Increasing yields is oft-touted as a way to increase the EROI of corn ethanol, but our analysis indicates that the gains in EROI are small even when the average yield from 2005 was tripled. Co-product credits, on the other hand, have a large inﬂuence on the EROI from corn ethanol. There is no consensus within the literature regarding an appropriate co-product value, and until one emerges (one way or another), we should err on the side of caution when applying credits to co-products. Finally, the analysis of ethanol production from bioreﬁneries supports our conclusion from the spatial analysis: the EROI is too low in too many locations to make an impact on our gasoline consumption. Our best estimate is that the net energy provided from ethanol accounts for only 0.8% of the net energy provided by gasoline.

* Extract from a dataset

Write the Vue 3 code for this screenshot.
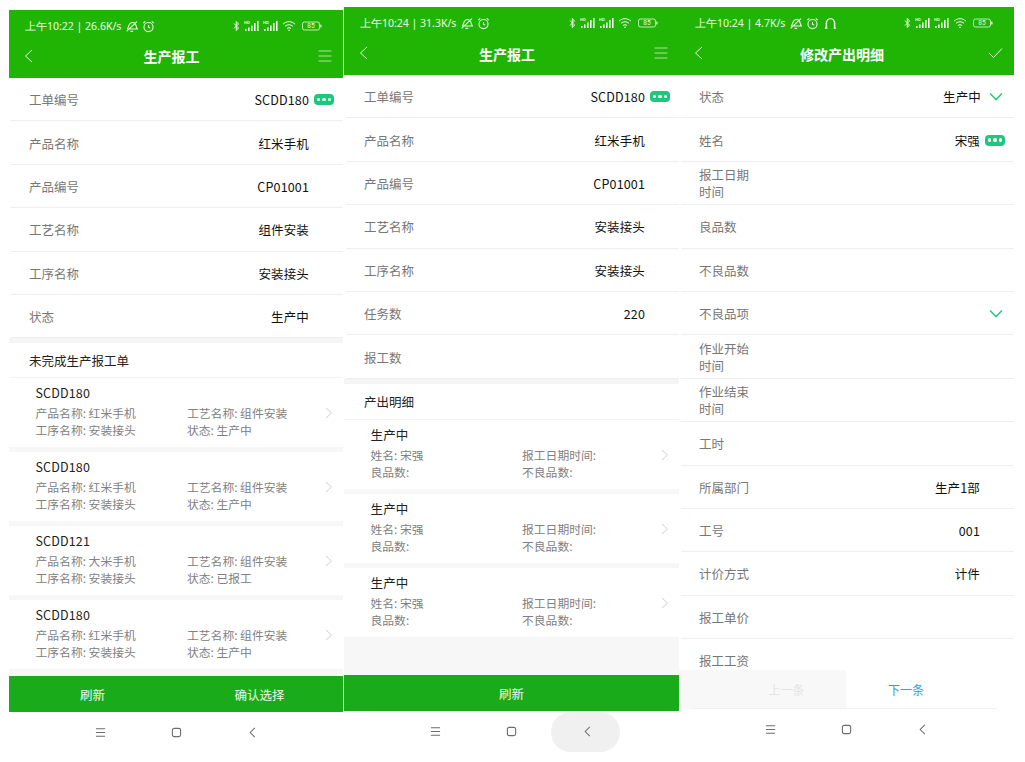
<script setup>
const card = (title, a, b, c, d) => ({ title, a, b, c, d })
const phones = [
  {
    id: 1, time: '上午10:22 | 26.6K/s', bell: false, title: '生产报工', action: 'menu', cls: 'first',
    rows: [
      { l: '工单编号', v: 'SCDD180', more: true },
      { l: '产品名称', v: '红米手机' },
      { l: '产品编号', v: 'CP01001' },
      { l: '工艺名称', v: '组件安装' },
      { l: '工序名称', v: '安装接头' },
      { l: '状态', v: '生产中' }
    ],
    section: '未完成生产报工单',
    cards: [
      card('SCDD180', '产品名称: 红米手机', '工艺名称: 组件安装', '工序名称: 安装接头', '状态: 生产中'),
      card('SCDD180', '产品名称: 红米手机', '工艺名称: 组件安装', '工序名称: 安装接头', '状态: 生产中'),
      card('SCDD121', '产品名称: 大米手机', '工艺名称: 组件安装', '工序名称: 安装接头', '状态: 已报工'),
      card('SCDD180', '产品名称: 红米手机', '工艺名称: 组件安装', '工序名称: 安装接头', '状态: 生产中')
    ],
    buttons: ['刷新', '确认选择']
  },
  {
    id: 2, time: '上午10:24 | 31.3K/s', bell: false, title: '生产报工', action: 'menu', cls: 'second', pill: true,
    rows: [
      { l: '工单编号', v: 'SCDD180', more: true },
      { l: '产品名称', v: '红米手机' },
      { l: '产品编号', v: 'CP01001' },
      { l: '工艺名称', v: '安装接头' },
      { l: '工序名称', v: '安装接头' },
      { l: '任务数', v: '220' },
      { l: '报工数', v: '' }
    ],
    section: '产出明细',
    cards: [
      card('生产中', '姓名: 宋强', '报工日期时间:', '良品数:', '不良品数:'),
      card('生产中', '姓名: 宋强', '报工日期时间:', '良品数:', '不良品数:'),
      card('生产中', '姓名: 宋强', '报工日期时间:', '良品数:', '不良品数:')
    ],
    buttons: ['刷新']
  },
  {
    id: 3, time: '上午10:24 | 4.7K/s', bell: true, title: '修改产出明细', action: 'check', cls: 'third',
    rows: [
      { l: '状态', v: '生产中', chev: true },
      { l: '姓名', v: '宋强', more: true },
      { l: '报工日期\n时间', v: '' },
      { l: '良品数', v: '' },
      { l: '不良品数', v: '' },
      { l: '不良品项', v: '', chev: true },
      { l: '作业开始\n时间', v: '' },
      { l: '作业结束\n时间', v: '' },
      { l: '工时', v: '' },
      { l: '所属部门', v: '生产1部' },
      { l: '工号', v: '001' },
      { l: '计价方式', v: '计件' },
      { l: '报工单价', v: '' },
      { l: '报工工资', v: '' }
    ],
    cards: [],
    buttons: []
  }
]
</script>

<template>
  <main class="page">
    <section v-for="p in phones" :key="p.id" class="phone" :class="p.cls">
      <header class="head">
        <div class="status">
          <span class="clock">{{ p.time }}</span>
          <svg class="st-icon" viewBox="0 0 12 12" fill="none" stroke="#e8f7e3" stroke-width="1">
            <path d="M2 8.500C3 8 3 5 4.500 3.500c2-2 5-1.200 5.500 1 .4 1.800.6 3 1.500 3.800H3M1.500 10.500 11 1.500M5 10.500h2.500" />
          </svg>
          <svg class="st-icon" viewBox="0 0 12 12" fill="none" stroke="#e8f7e3" stroke-width="1">
            <circle cx="6" cy="6.500" r="4.200" />
            <path d="M6 4.500v2.200l1.500.8M1.200 2.800 3 1.200M10.800 2.800 9 1.200" />
          </svg>
          <svg v-if="p.bell" class="st-icon bell" viewBox="0 0 12 12" fill="none" stroke="#f0faec" stroke-width="1.300">
            <path d="M2.200 10V5.800a3.800 4.300 0 0 1 7.600 0V10M.8 10.300h2.400M8.800 10.300h2.400" />
          </svg>
          <span class="grow"></span>
          <svg class="bt" viewBox="0 0 7 12" fill="none" stroke="#f0faec" stroke-width="1">
            <path d="M1 3.500 5.500 8 3.300 10.500V1.500L5.500 4 1 8.500" />
          </svg>
          <svg v-for="n in 2" :key="n" class="sig" viewBox="0 0 16 12">
            <text x="0" y="4" font-size="4" font-family="Liberation Sans, sans-serif" font-weight="700" fill="#e8f7e3">HD</text>
            <g fill="#f0faec">
              <rect x="1" y="9" width="1.600" height="2" />
              <rect x="4" y="7.500" width="1.600" height="3.500" />
              <rect x="7" y="5.500" width="1.600" height="5.500" />
              <rect x="10" y="3" width="1.600" height="8" />
              <rect x="13" y="1" width="1.600" height="10" />
            </g>
          </svg>
          <svg class="wifi" viewBox="0 0 14 12" fill="none" stroke="#f0faec" stroke-width="1">
            <path d="M1 4.200C4.500.8 9.500.8 13 4.200M3 6.400c2.400-2.200 5.600-2.200 8 0M5 8.500c1.200-1 2.800-1 4 0" />
            <circle cx="7" cy="10.300" r=".8" fill="#f0faec" stroke="none" />
          </svg>
          <svg class="batt" viewBox="0 0 20 10">
            <rect x=".5" y="1" width="17" height="8" rx="2" fill="none" stroke="#e8f7e3" stroke-width=".8" />
            <rect x="18.200" y="3.500" width="1.300" height="3" rx=".6" fill="#e8f7e3" />
            <text x="9" y="7.400" text-anchor="middle" font-size="6.500" font-family="Roboto, sans-serif" fill="#e8f7e3">85</text>
          </svg>
        </div>
        <div class="nav">
          <svg class="back" viewBox="0 0 9 14" fill="none" stroke="#e4f6df" stroke-width="1">
            <path d="M8 1 1.500 7 8 13" />
          </svg>
          <h1 class="title">{{ p.title }}</h1>
          <svg v-if="p.action === 'menu'" class="action" viewBox="0 0 14 12" fill="none" stroke="#cfeec6" stroke-width=".8">
            <path d="M.5 1h13M.5 6h13M.5 11h13" />
          </svg>
          <svg v-else class="action check" viewBox="0 0 15 12" fill="none" stroke="#eaf8e6" stroke-width="1">
            <path d="M1 6 5.500 10.500 14 1.500" />
          </svg>
        </div>
      </header>

      <div class="body">
        <div class="form">
          <div v-for="r in p.rows" :key="r.l" class="row">
            <span class="label">{{ r.l }}</span>
            <span class="value">{{ r.v }}</span>
            <span v-if="r.more" class="more"><i></i><i></i><i></i></span>
            <svg v-else-if="r.chev" class="chev" viewBox="0 0 14 9" fill="none" stroke="#2ecb80" stroke-width="1.600">
              <path d="M1 1.500 7 7.500 13 1.500" />
            </svg>
          </div>
        </div>

        <template v-if="p.section">
          <div class="band"></div>
          <h2 class="section">{{ p.section }}</h2>
          <article v-for="(c, i) in p.cards" :key="i" class="card">
            <div class="card-title">{{ c.title }}</div>
            <div class="grid">
              <span>{{ c.a }}</span><span>{{ c.b }}</span>
              <span>{{ c.c }}</span><span>{{ c.d }}</span>
            </div>
            <svg class="go" viewBox="0 0 8 12" fill="none" stroke="#d2d2d2" stroke-width="1">
              <path d="M1 1 6.500 6 1 11" />
            </svg>
          </article>
        </template>

        <div v-if="p.id === 3" class="pager">
          <span class="prev">上一条</span>
          <span class="next">下一条</span>
        </div>
      </div>

      <footer v-if="p.buttons.length" class="actions">
        <button v-for="b in p.buttons" :key="b" class="btn">{{ b }}</button>
      </footer>

      <div class="sysnav">
        <span class="sys">
          <svg class="sys-i" viewBox="0 0 12 10" fill="none" stroke="#6c6c6c" stroke-width="1.100">
            <path d="M1 1h10M1 5h10M1 9h10" />
          </svg>
        </span>
        <span class="sys">
          <svg class="sys-i" viewBox="0 0 12 12" fill="none" stroke="#6c6c6c" stroke-width="1.200">
            <rect x="1.500" y="1.500" width="9" height="9" rx="2" />
          </svg>
        </span>
        <span class="sys">
          <span class="sys-back" :class="{ pressed: p.pill }">
            <svg class="sys-i" viewBox="0 0 9 12" fill="none" stroke="#6c6c6c" stroke-width="1.100">
              <path d="M7 1 2 6 7 11" />
            </svg>
          </span>
        </span>
      </div>
    </section>
  </main>
</template>

<style scoped>
.page {
  display: flex;
  align-items: flex-start;
  width: 1025px;
  height: 762px;
  padding-left: 9px;
  box-sizing: border-box;
  background: #fff;
  overflow: hidden;
  font-family: "Noto Sans CJK SC", "Noto Sans", sans-serif;
}
.phone {
  display: flex;
  flex-direction: column;
  flex: none;
  width: 335px;
  height: 745px;
  margin-top: 7px;
  background: #fff;
  overflow: hidden;
}
.first { width: 334px; margin-top: 10px; margin-right: 1px; height: 743px; }
.third { height: 743px; }
.head {
  flex: none;
  height: 68px;
  background: #20b504;
  color: #fff;
}
.status {
  display: flex;
  align-items: center;
  height: 18px;
  padding: 7px 21px 0 16px;
  gap: 4px;
}
.clock {
  font-size: 10.500px;
  color: #eefaea;
  white-space: nowrap;
  font-family: "Noto Sans", sans-serif;
}
.st-icon { width: 13px; height: 13px; flex: none; }
.bell { margin-left: 1px; }
.grow { flex: 1; }
.bt { width: 7px; height: 12px; margin-right: 1px; flex: none; }
.sig { width: 16px; height: 12px; margin-left: -1px; flex: none; }
.wifi { width: 14px; height: 12px; margin-left: -1px; margin-right: 2px; flex: none; }
.batt { width: 20px; height: 10px; flex: none; }
.nav {
  display: grid;
  grid-template-columns: 1fr auto 1fr;
  align-items: center;
  height: 40px;
  padding: 2px 24px 0 15px;
  box-sizing: border-box;
}
.back { width: 9px; height: 14px; }
.title {
  margin: 0;
  font-size: 14px;
  font-weight: 700;
  line-height: 20px;
}
.second .title, .third .title { margin-top: 1px; }
.action {
  justify-self: end;
  width: 14px;
  height: 12px;
  margin-right: -13px;
}
.check { width: 15px; }
.body {
  position: relative;
  flex: 1;
  min-height: 0;
  background: #f7f7f7;
  overflow: hidden;
}
.form { background: #fff; }
.row {
  display: flex;
  align-items: center;
  height: 43.400px;
  margin-left: 2px;
  padding: 1px 9px 0 18px;
  box-sizing: border-box;
  border-bottom: 1px solid #eeeeee;
  font-size: 12.500px;
}
.label {
  flex: 1;
  color: #777;
  white-space: pre-line;
  line-height: 17px;
}
.value {
  color: #111;
  margin-right: 25px;
  letter-spacing: .15px;
}
.row:has(.more) .value { margin-right: 5px; }
.row:has(.chev) .value { margin-right: 8px; }
.more {
  display: flex;
  align-items: center;
  justify-content: center;
  gap: 2px;
  width: 20px;
  height: 11px;
  border-radius: 4px;
  background: #1fc77c;
}
.more i {
  width: 3.500px;
  height: 3.500px;
  border-radius: 50%;
  background: #fff;
}
.chev { width: 14px; height: 9px; margin-right: 2px; }
.band { height: 5px; background: #f5f5f5; }
.section {
  margin: 0;
  height: 35px;
  padding-left: 20px;
  background: #fff;
  font-size: 12.500px;
  font-weight: 400;
  line-height: 35px;
  color: #222;
  border-bottom: 1px solid #f3f3f3;
  box-sizing: border-box;
}
.second .section { height: 36px; }
.card {
  position: relative;
  height: 69px;
  margin-bottom: 5px;
  padding: 6px 0 0 26.500px;
  box-sizing: border-box;
  background: #fff;
}
.card-title {
  font-size: 12.500px;
  line-height: 17px;
  letter-spacing: .15px;
  color: #222;
  margin-bottom: 3px;
}
.grid {
  display: grid;
  grid-template-columns: 151.500px 1fr;
  font-size: 11.800px;
  line-height: 17px;
  color: #808080;
}
.go {
  position: absolute;
  right: 10px;
  top: 29px;
  width: 8px;
  height: 12px;
}
.pager {
  position: absolute;
  left: 0;
  right: 0;
  bottom: 0;
  height: 39px;
  display: flex;
  font-size: 12px;
  line-height: 39px;
  text-align: center;
  background: #fff;
}
.pager::after {
  content: "";
  position: absolute;
  left: 14px;
  right: 17px;
  bottom: 0;
  border-bottom: 1px solid #f0f0f0;
}
.prev {
  width: 167px;
  padding-left: 48px;
  box-sizing: border-box;
  background: #f8f8f8;
  color: #e4e4e4;
}
.next {
  width: 120px;
  color: #2a9fe0;
}
.actions {
  flex: none;
  display: flex;
  height: 36px;
  background: #1aab1a;
}
.btn {
  flex: 1;
  border: 0;
  padding: 0;
  background: none;
  color: #eef9ec;
  font: inherit;
  font-size: 12.500px;
}
.sysnav {
  flex: none;
  display: flex;
  justify-content: center;
  align-items: center;
  height: 41px;
  background: #fff;
}
.sys {
  display: flex;
  align-items: center;
  justify-content: center;
  width: 76px;
  height: 41px;
}
.sys-back {
  display: flex;
  align-items: center;
  justify-content: center;
  width: 69px;
  height: 40px;
  box-sizing: border-box;
  border-radius: 20px;
}
.pressed {
  margin-left: -4px;
  padding-left: 3px;
  background: #f0f0f0;
}
.sys-i { width: 11px; height: 11px; }
</style>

The evidence provided in this research is clear: we do not know the exact EROI of ethanol, but even if we are remotely close (± 0.2), we are still, in the best case scenario, gaining an insigniﬁcant amount of net energy. Furthermore, Hall et al. (2009) estimated that only fuels with an EROI greater than 3:1 provide the requisite net energy to provide a fuel source and to maintain the infrastructure associated with the current U.S. transportation system. Fuels that have an EROI below 3:1 require subsidies from other energy sources to pay for all of the infrastructure associated with the transportation system of the US. The EROI of corn ethanol that we calculated is lower than the 3:1 threshold, indicating that corn ethanol requires large subsidies from the general fossil fuel economy, and as a result, drains energy from the US transportation system.